I've just discarded the last carton of matzah and swept away the last crunchy brown crumb into oblivion. I've stored the festive trays, dishes and platters that adorned our Passover table until the coming year. The pre-Passover weeks of tireless work of industrious cleaning, frenzied grocery shopping, cooking, serving and more cooking is now behind us.

Is there anything from the Festival of Freedom—other than the unwanted extra pounds from those multi-coursed late night meals—that should invigorate us for the remainder of the year and for the weeks ahead?

These are my thoughts on "the morning after" our more than week-long celebration. My reflection is broken by my three year old's demanding cry of "Mommy! Mommy!"

It's one of the many times in the day when my daughter is calling out to me for something.

Like most children, Sara Leah has been calling Mommy and Daddy since before her first birthday. Yet, unbeknown to her, encapsulated within those compact words is a universe of insight.

Mommy is not a mere word. It represents the essence of a deep, unbreakable relationship. It signifies protection, nurturance, support and warmth. It conveys the strength of a relationship built on trust, expectancy, dependence and the fulfillment of wants and needs. In its most absolute, rawest state, it means trust, unconditional love and unadulterated faith.

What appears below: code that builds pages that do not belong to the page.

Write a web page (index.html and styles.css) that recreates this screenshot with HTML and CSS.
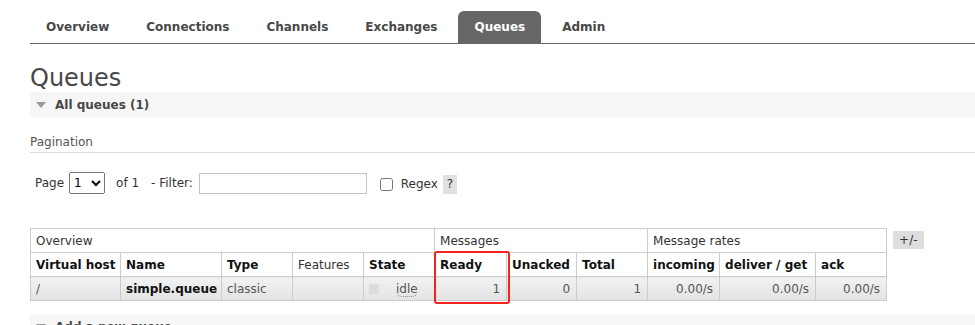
FILE: index.html
```html
<!DOCTYPE html>
<html lang="en">
<head>
  <meta charset="UTF-8">
  <title>Queues</title>
  <link rel="stylesheet" href="styles.css">
</head>
<body>
  <div class="menu">
    <ul class="tabs">
      <li><a href="#">Overview</a></li>
      <li><a href="#">Connections</a></li>
      <li><a href="#">Channels</a></li>
      <li><a href="#">Exchanges</a></li>
      <li class="selected"><a href="#">Queues</a></li>
      <li><a href="#">Admin</a></li>
    </ul>
  </div>

  <div class="main">
    <h1>Queues</h1>

    <div class="section">
      <h2 class="section-title"><span class="arrow"></span>All queues (1)</h2>
      <div class="section-body">
        <h3 class="pagination-title">Pagination</h3>
        <div class="filter">
          <label for="page">Page</label>
          <select id="page" class="page-select">
            <option>1</option>
          </select>
          <span class="of">of 1</span>
          <label for="filter" class="filter-label">- Filter:</label>
          <input type="text" id="filter" class="filter-input">
          <input type="checkbox" id="regex" class="regex-box">
          <label for="regex" class="regex-label">Regex</label>
          <span class="help">?</span>
        </div>

        <div class="table-wrap">
          <table class="list">
            <colgroup>
              <col style="width: 90px">
              <col style="width: 101px">
              <col style="width: 71px">
              <col style="width: 71px">
              <col style="width: 71px">
              <col style="width: 72px">
              <col style="width: 70px">
              <col style="width: 71px">
              <col style="width: 72px">
              <col style="width: 96px">
              <col style="width: 71px">
            </colgroup>
            <thead>
              <tr class="group">
                <th colspan="5">Overview</th>
                <th colspan="3">Messages</th>
                <th colspan="3">Message rates</th>
              </tr>
              <tr>
                <th>Virtual host</th>
                <th>Name</th>
                <th>Type</th>
                <th class="plain">Features</th>
                <th>State</th>
                <th>Ready</th>
                <th>Unacked</th>
                <th>Total</th>
                <th>incoming</th>
                <th>deliver / get</th>
                <th>ack</th>
              </tr>
            </thead>
            <tbody>
              <tr>
                <td>/</td>
                <td class="name">simple.queue</td>
                <td>classic</td>
                <td></td>
                <td class="state"><span class="state-box"></span><abbr title="idle">idle</abbr></td>
                <td class="num">1</td>
                <td class="num">0</td>
                <td class="num">1</td>
                <td class="num">0.00/s</td>
                <td class="num">0.00/s</td>
                <td class="num">0.00/s</td>
              </tr>
            </tbody>
          </table>
          <span class="toggle">+/-</span>
          <div class="highlight"></div>
        </div>
      </div>
    </div>

    <div class="section">
      <h2 class="section-title"><span class="arrow"></span>Add a new queue</h2>
    </div>
  </div>
</body>
</html>
```

FILE: styles.css
```css
body {
  margin: 0;
  font-family: "DejaVu Sans", Verdana, sans-serif;
  font-size: 12px;
  color: #484848;
  background: #fff;
}

.menu {
  padding: 11px 0 0 30px;
}

.tabs {
  display: flex;
  list-style: none;
  margin: 0;
  padding: 0;
  border-bottom: 1px solid #666;
}

.tabs li {
  margin-right: 5px;
}

.tabs a {
  display: block;
  padding: 1px 16px 0;
  line-height: 31px;
  font-weight: bold;
  color: #484848;
  text-decoration: none;
}

.tabs .selected a {
  background: #666;
  color: #fff;
  border-radius: 6px 6px 0 0;
}

.main {
  padding-left: 30px;
}

h1 {
  margin: 20px 0 0;
  font-size: 24px;
  font-weight: normal;
  line-height: 28px;
  color: #484848;
}

.section-title {
  display: flex;
  align-items: center;
  height: 25px;
  margin: 0;
  padding-left: 6px;
  background: #f6f6f6;
  font-size: 12px;
  font-weight: bold;
  color: #484848;
}

.arrow {
  width: 0;
  height: 0;
  margin-right: 9px;
  border-left: 5px solid transparent;
  border-right: 5px solid transparent;
  border-top: 6px solid #999;
}

.pagination-title {
  margin: 18px 0 0;
  padding-bottom: 2px;
  font-size: 12px;
  font-weight: normal;
  line-height: 15px;
  color: #555;
  border-bottom: 1px solid #ddd;
}

.filter {
  display: flex;
  align-items: center;
  height: 22px;
  margin-top: 19px;
  padding-left: 5px;
  color: #333;
}

.page-select {
  width: 36px;
  height: 22px;
  margin-left: 5px;
  font-family: inherit;
  font-size: 12px;
}

.of {
  margin-left: 11px;
}

.filter-label {
  margin-left: 12px;
}

.filter-input {
  box-sizing: border-box;
  width: 168px;
  height: 21px;
  margin: 0 0 0 6px;
  border: 1px solid #c4c4c4;
}

.regex-box {
  width: 13px;
  height: 13px;
  margin: 2px 0 0 13px;
}

.regex-label {
  margin: 2px 0 0 8px;
}

.help {
  display: flex;
  align-items: center;
  justify-content: center;
  width: 14px;
  height: 19px;
  margin: 2px 0 0 5px;
  background: #e0e0e0;
}

.table-wrap {
  position: relative;
  display: flex;
  align-items: flex-start;
  gap: 6px;
  margin-top: 34px;
}

.list {
  width: 856px;
  table-layout: fixed;
  border-collapse: collapse;
}

.list th,
.list td {
  height: 23px;
  padding: 0 6px 0 5px;
  border: 1px solid #ccc;
  text-align: left;
  white-space: nowrap;
}

.list th {
  font-weight: bold;
  color: #111;
}

.list th.plain {
  font-weight: normal;
  color: #333;
}

.list .group th {
  font-weight: normal;
  color: #333;
}

.list td {
  background: linear-gradient(#f2f2f2, #e3e3e3);
  color: #555;
}

.list td.name {
  font-weight: bold;
  color: #111;
}

.list td.num {
  text-align: right;
}

.state-box {
  display: inline-block;
  width: 10px;
  height: 10px;
  margin-right: 17px;
  vertical-align: -1px;
  background: #ddd;
}

.state abbr {
  text-decoration: none;
  border-bottom: 1px dotted #888;
  border-radius: 0 0 6px 6px;
}

.toggle {
  margin-top: 3px;
  padding: 0 6px;
  line-height: 18px;
  background: #ddd;
  color: #333;
}

.highlight {
  position: absolute;
  left: 404px;
  top: 23px;
  width: 76px;
  height: 53px;
  box-sizing: border-box;
  border: 2px solid #f0231d;
  border-radius: 3px;
}

.section + .section {
  margin-top: 13px;
}
```
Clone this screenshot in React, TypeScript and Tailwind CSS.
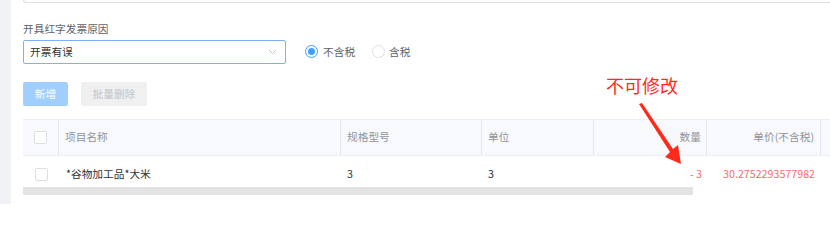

As every child cries out "Mommy" she doesn't actually comprehend how she is conveying these ideas. But nevertheless, as she expresses these words, she is deepening the bonds of this relationship.

Kabbalistically, the thoroughly compact matzah that we've just ingested represents the faith in our relationship with G‑d and the realization that everything in our world is from our Creator.

Kabbalistically, the matzah that we've just ingested in our eight day holiday represents emunah—the faith in our relationship with G‑d and the realization that everything in our world is from our Creator. The thoroughly compacted matzah represents the infinitely profound realization of our relationship as His children. It is a realization that extends way beyond our actual comprehension. But just like my child's cry, the eating of the matzah serves to fortify and nourish this relationship.

This is what the matzah represents—the unbreakable, deep bond in our relationship as the children of G‑d, our absolute trust and dependence on Him to nourish our physical and spiritual needs.

But to make this lofty, compact idea a part of our lives, to bring it down to our world, we need to work on strengthening the bonds of this relationship.

That is our job in the weeks ahead.

The matzah is gone, but its message remains. It has reminded us of this deep essential relationship, our inner belief and our hidden trust.

And now, it calls to us, to act upon this awareness.